Russia's cyber maliciousness is robust
Glenn Gerstell, former U.S. National Security Agency (NSA) general counsel and now a senior advisor at the Center for Strategic and International Studies (CSIS), gives Microsoft's latest report high marks and praises it for laying out Ukraine-related cyber operations in such rich detail.
"It illustrates just how robust and comprehensive, sophisticated and integrated Russian cyber maliciousness is," he tells CSO.
"We are facing a very, very sophisticated adversary in terms of Russia with the known capabilities of the GRU and SVR, a sophisticated adversary that uses destructive cyber, as well as disinformation as a tool of their statecraft to achieve their political goals."
So far, Russia has not mounted cyberattacks that result in "widespread systemic collapses of operational technology, whether it's in the energy sector or telecommunication sector, or even the banking sector," Gerstell says.
Ukraine defends itself well
Nevertheless, Ukraine has been subject to some attacks against IT infrastructure that have been successful. Ukraine's cyber defence savvy has been central to this effort.
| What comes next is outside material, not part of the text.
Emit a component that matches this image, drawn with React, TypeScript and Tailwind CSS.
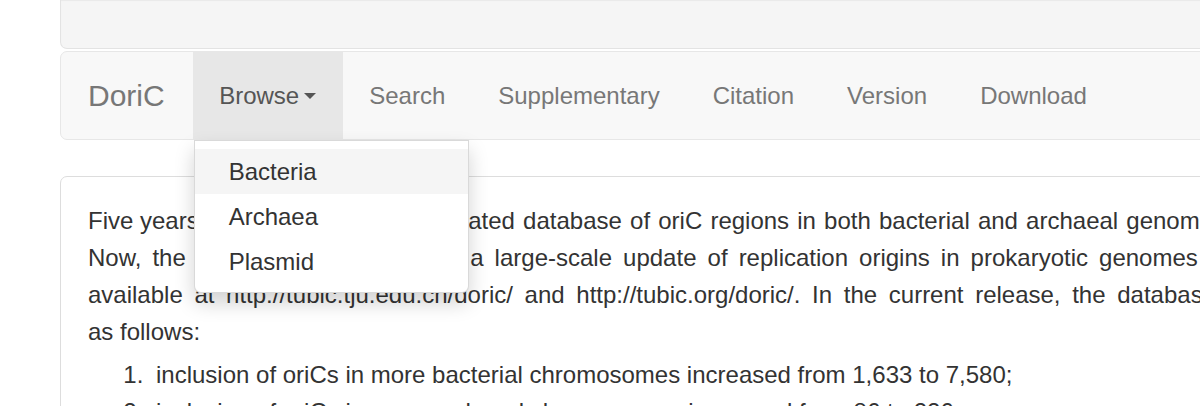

"The sophisticated levels of defence will continue to present an obstacle to Russian cyber maliciousness," Gerstell says. Microsoft's push to the cloud has also proved beneficial to Ukraine.
"Microsoft really undertook a Herculean effort right before the invasion to move a substantial portion of the Ukrainian government's online activities from servers based in Ukraine to the cloud," he says.
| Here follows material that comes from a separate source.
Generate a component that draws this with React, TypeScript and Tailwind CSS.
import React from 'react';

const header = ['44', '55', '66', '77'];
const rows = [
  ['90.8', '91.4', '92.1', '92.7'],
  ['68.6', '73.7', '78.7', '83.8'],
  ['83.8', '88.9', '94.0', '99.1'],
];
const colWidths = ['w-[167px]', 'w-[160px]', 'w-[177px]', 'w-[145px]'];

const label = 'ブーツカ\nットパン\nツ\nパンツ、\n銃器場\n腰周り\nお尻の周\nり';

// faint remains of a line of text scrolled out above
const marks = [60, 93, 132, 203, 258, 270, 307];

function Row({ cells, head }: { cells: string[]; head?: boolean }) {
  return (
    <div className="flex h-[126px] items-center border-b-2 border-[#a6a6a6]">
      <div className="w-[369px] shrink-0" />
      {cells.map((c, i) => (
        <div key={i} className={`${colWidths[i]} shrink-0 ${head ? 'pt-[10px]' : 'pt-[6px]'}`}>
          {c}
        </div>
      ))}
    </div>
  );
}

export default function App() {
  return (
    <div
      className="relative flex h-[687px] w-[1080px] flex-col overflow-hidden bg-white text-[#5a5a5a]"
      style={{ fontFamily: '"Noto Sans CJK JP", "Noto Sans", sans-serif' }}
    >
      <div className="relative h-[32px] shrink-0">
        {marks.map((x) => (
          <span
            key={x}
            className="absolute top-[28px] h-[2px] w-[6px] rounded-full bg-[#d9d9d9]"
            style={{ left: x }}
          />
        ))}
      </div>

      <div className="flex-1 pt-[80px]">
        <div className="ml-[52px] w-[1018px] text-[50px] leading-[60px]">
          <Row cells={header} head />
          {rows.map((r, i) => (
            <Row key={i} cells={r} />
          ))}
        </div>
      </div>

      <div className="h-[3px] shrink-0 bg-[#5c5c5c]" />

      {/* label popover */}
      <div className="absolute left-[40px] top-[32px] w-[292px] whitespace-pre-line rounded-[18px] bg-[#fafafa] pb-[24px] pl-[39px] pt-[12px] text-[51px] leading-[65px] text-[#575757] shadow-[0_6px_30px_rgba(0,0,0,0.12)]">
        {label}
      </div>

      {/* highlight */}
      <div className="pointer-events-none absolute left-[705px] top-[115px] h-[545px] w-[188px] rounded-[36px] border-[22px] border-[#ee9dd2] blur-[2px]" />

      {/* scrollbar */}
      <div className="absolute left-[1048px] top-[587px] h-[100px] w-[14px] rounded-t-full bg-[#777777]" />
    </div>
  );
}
Russia relies on Ukraine's digital infrastructure
On top of these defences, the nature of Ukraine's digital infrastructure and Russia's continued reliance on that infrastructure for its operations have served to defend the country well, according to Gerstell.
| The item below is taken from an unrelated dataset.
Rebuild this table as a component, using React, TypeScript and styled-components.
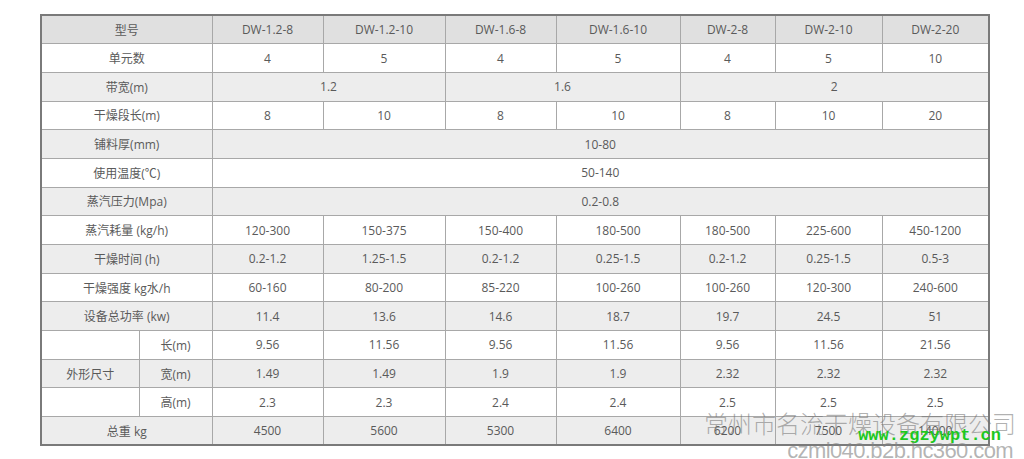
import React from 'react';
import styled, { createGlobalStyle } from 'styled-components';

type Cell = { text: string; span?: number };
type Row = { label: string; sub?: string; cells: Cell[] };

const models = ['DW-1.2-8', 'DW-1.2-10', 'DW-1.6-8', 'DW-1.6-10', 'DW-2-8', 'DW-2-10', 'DW-2-20'];

const each = (...values: string[]): Cell[] => values.map((text) => ({ text }));

const rows: Row[] = [
  { label: '单元数', cells: each('4', '5', '4', '5', '4', '5', '10') },
  {
    label: '带宽(m)',
    cells: [
      { text: '1.2', span: 2 },
      { text: '1.6', span: 2 },
      { text: '2', span: 3 },
    ],
  },
  { label: '干燥段长(m)', cells: each('8', '10', '8', '10', '8', '10', '20') },
  { label: '铺料厚(mm)', cells: [{ text: '10-80', span: 7 }] },
  { label: '使用温度(℃)', cells: [{ text: '50-140', span: 7 }] },
  { label: '蒸汽压力(Mpa)', cells: [{ text: '0.2-0.8', span: 7 }] },
  { label: '蒸汽耗量 (kg/h)', cells: each('120-300', '150-375', '150-400', '180-500', '180-500', '225-600', '450-1200') },
  { label: '干燥时间 (h)', cells: each('0.2-1.2', '1.25-1.5', '0.2-1.2', '0.25-1.5', '0.2-1.2', '0.25-1.5', '0.5-3') },
  { label: '干燥强度 kg水/h', cells: each('60-160', '80-200', '85-220', '100-260', '100-260', '120-300', '240-600') },
  { label: '设备总功率 (kw)', cells: each('11.4', '13.6', '14.6', '18.7', '19.7', '24.5', '51') },
  { label: '', sub: '长(m)', cells: each('9.56', '11.56', '9.56', '11.56', '9.56', '11.56', '21.56') },
  { label: '外形尺寸', sub: '宽(m)', cells: each('1.49', '1.49', '1.9', '1.9', '2.32', '2.32', '2.32') },
  { label: '', sub: '高(m)', cells: each('2.3', '2.3', '2.4', '2.4', '2.5', '2.5', '2.5') },
  { label: '总重 kg', cells: each('4500', '5600', '5300', '6400', '6200', '7500', '14000') },
];

const widths = [98, 73, 111, 122, 111, 124, 95, 107, 107];

export default function App() {
  return (
    <>
      <GlobalStyle />
      <Page>
        <Frame>
          <Table>
            <colgroup>
              {widths.map((w, i) => (
                <col key={i} style={{ width: w }} />
              ))}
            </colgroup>
            <tbody>
              <Tr $shade='head'>
                <Td colSpan={2}>型号</Td>
                {models.map((m) => (
                  <Td key={m}>{m}</Td>
                ))}
              </Tr>
              {rows.map((row, i) => (
                <Tr key={i} $shade={i % 2 === 1 ? 'gray' : 'white'}>
                  {row.sub !== undefined ? (
                    <>
                      <Td>{row.label}</Td>
                      <Td>{row.sub}</Td>
                    </>
                  ) : (
                    <Td colSpan={2}>{row.label}</Td>
                  )}
                  {row.cells.map((c, j) => (
                    <Td key={j} colSpan={c.span}>
                      {c.text}
                    </Td>
                  ))}
                </Tr>
              ))}
            </tbody>
          </Table>
          {/* site watermark stamped over the bottom-right corner */}
          <Watermark>
            <Company>常州市名流干燥设备有限公司</Company>
            <Site>www.zgzywpt.cn</Site>
            <Domain>czml040.b2b.hc360.com</Domain>
          </Watermark>
        </Frame>
      </Page>
    </>
  );
}

const GlobalStyle = createGlobalStyle`
  html, body {
    margin: 0;
    padding: 0;
    background: #fff;
    overflow: hidden;
  }
  body {
    font-family: 'Open Sans', 'Noto Sans CJK SC', sans-serif;
  }
`;

const Page = styled.div`
  width: 1024px;
  height: 459px;
  padding: 14px 0 0 40px;
  box-sizing: border-box;
`;

const Frame = styled.div`
  position: relative;
  width: 948px;
`;

const Table = styled.table`
  width: 948px;
  height: 431px;
  border-collapse: collapse;
  table-layout: fixed;
  border: 2px solid #7a7a7a;
  color: #5a5a5a;
  font-size: 12px;
`;

const Tr = styled.tr<{ $shade: 'head' | 'gray' | 'white' }>`
  height: 28.7px;
  background: ${({ $shade }) =>
    $shade === 'head' ? '#e0e0e0' : $shade === 'gray' ? '#ededed' : '#ffffff'};
`;

const Td = styled.td`
  border: 1px solid #a8a8a8;
  text-align: center;
  vertical-align: middle;
  padding: 0;
  white-space: nowrap;
  overflow: hidden;
`;

const Watermark = styled.div`
  position: absolute;
  right: -28px;
  top: 397px;
  display: flex;
  flex-direction: column;
  align-items: flex-end;
  pointer-events: none;
  white-space: nowrap;
  line-height: 1;
`;

const Company = styled.div`
  font-family: 'Noto Sans CJK SC', sans-serif;
  font-size: 24px;
  font-weight: 300;
  color: rgba(110, 110, 110, 0.55);
`;

const Site = styled.div`
  margin: -8px 15px 0 0;
  font-family: 'Liberation Mono', monospace;
  font-size: 17px;
  font-weight: 700;
  color: #1ec81e;
`;

const Domain = styled.div`
  margin: -4px 3px 0 0;
  font-family: 'Liberation Sans', sans-serif;
  font-size: 22px;
  letter-spacing: -0.6px;
  color: rgba(130, 130, 130, 0.6);
`;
"In addition to the strong defence, a reason we haven't seen a lot of systemic failures in infrastructure in Ukraine is because it's so dispersed. There are something like 2,000 internet service providers in Ukraine."
Attacking Ukraine's internet infrastructure would be self-destructive for Russia, Gerstell says. "Russia has been reluctant to dismantle the cellular network in Ukraine completely, even if they could because they're relying on it themselves. Their troops and commanders are using Ukrainian cellular technology to communicate with themselves."
The biggest concern from Gerstell's vantage point is Russia's well-honed disinformation skills. "It's just hard to attack operational technology targets in a successful way with enduring persistent damage, but that's not true in disinformation. So, they are going to continue to step up their disinformation campaigns. I think that's what we need to worry about most."
Russia will use battlefield knowledge to sharpen their capabilities. There is no going back to normal.
Russia could be sharpening its skills
Lauren Zabierek, executive director of the Cyber Project at Harvard Kennedy School's Belfer Center, emphasises Russia's ability to leverage its Ukraine experience to advance its destructive cyber capabilities even further.
"War always provides opportunity for belligerents to derive operational lessons. Russia will use battlefield knowledge to sharpen their capabilities. There is no going back to normal," she tells CSO.
When it comes to defensive operations by Ukraine, Zabierek says that she thinks "advances in cyber threat intelligence and endpoint protection, as well as other enabling technologies described in the report, will continue to help with defensive measures, especially as the war progresses and its toll on the Ukrainians behind the keyboards continues."
Like Gerstell, Zabierek finds Microsoft's report helpful but not unexpected. "I'm not sure if I find anything particularly surprising, except that the term 'advanced persistent manipulator' is new to me, but I am glad to see it. It distinguishes the importance of the threat of influence operations and hopefully enhances discussion and efforts to combat it," she tells CSO.